By Jennifer Gurevitz and Tom Rhodus, Looper Reed & McGraw
For the past ten years, the limited liability company (“LLC”) was the entity of choice for most businesses due to the ease of administration, flexibility and creditor protection benefits. However, with the recent change in the tax law, discussed below, it may be time to revisit the tax classification of LLCs.
Effective this year, all income earned from LLCs not taxed as S corporations that are engaged in an active business is subject to self-employment taxes imposed at a rate of 12.4% (up to the social security maximum -- $113,700 for 2013) and a 2.9% rate for Medicare (without any maximum). Also beginning this year, there is an additional 0.9% tax for Medicare (bringing the total to 3.8%) for individuals earning in excess of $200,000 ($250,000 for couples filing married filing jointly). There is also a new 3.8% Medicare tax (with no maximum) on income not derived in an active business including interest, dividends, annuities, royalties and rents, and income from a passive activity of a trade or business.
An advantage of operating as an LLC taxed as an S corporation is the ability to avoid the self-employment tax on part of the company’s earnings. The IRS requires LLCs taxed as S corporations to pay their members reasonable compensation which remains subject to employment taxes. However, any income earned from the LLC taxed as an S corporation in excess of the reasonable compensation is not subject to self-employment tax. In addition, because the income is earned from an active business, it will also avoid the new 3.8% Medicare tax on unearned income.

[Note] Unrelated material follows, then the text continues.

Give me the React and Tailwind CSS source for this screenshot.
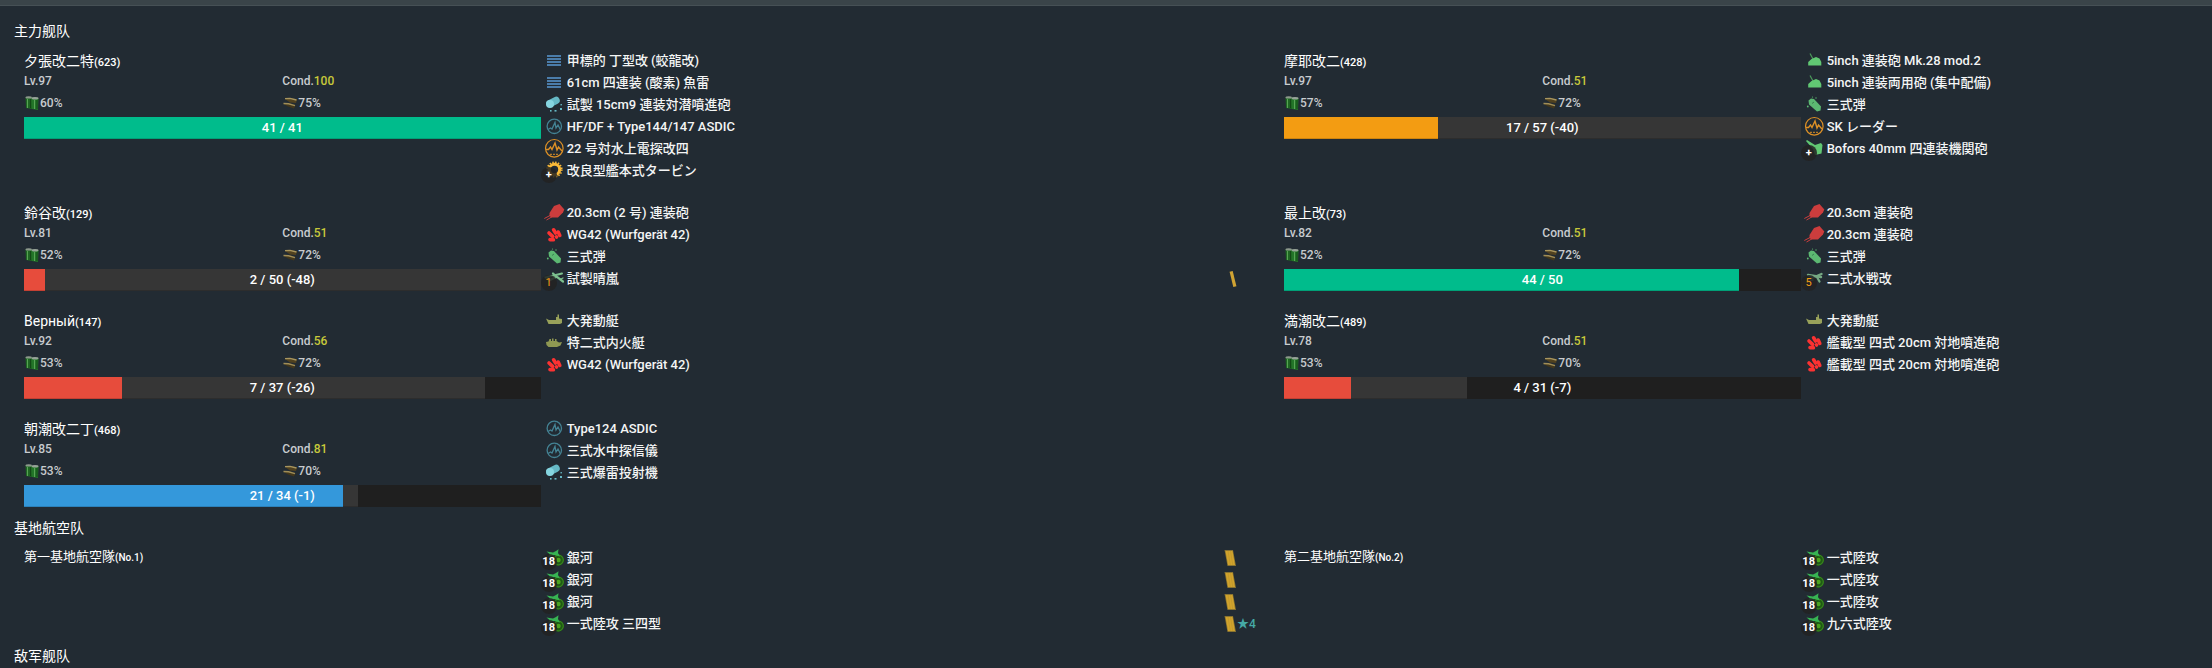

A disadvantage of operating as an LLC taxed as an S corporation is that all distributions above the amount designated as compensation must be paid to the members in proportion to their ownership percentages in the LLC. In addition, all income must be allocated in proportion to their ownership percentages. Therefore, LLCs electing to be taxed as S corporations lose the flexibility of making disproportionate distributions and income allocations which are available to LLCs taxed as partnerships. However, many people think that the loss of this feature is more than offset by the employment tax savings.
To illustrate: Assume a two-member LLC with net income of $1 million. If the LLC continued without making an S election, each member will pay a total of $33,098.80 in employment taxes. If the LLC elects to be taxed as an S corporation, and if the members agree that $50,000 is reasonable compensation for each of them, the total in employment taxes payable by each member will be only $8,100.
The deadline to make the S corporation election is March 15. In our experience, the cost of converting from LLC to S corporation status should not exceed around $2,000.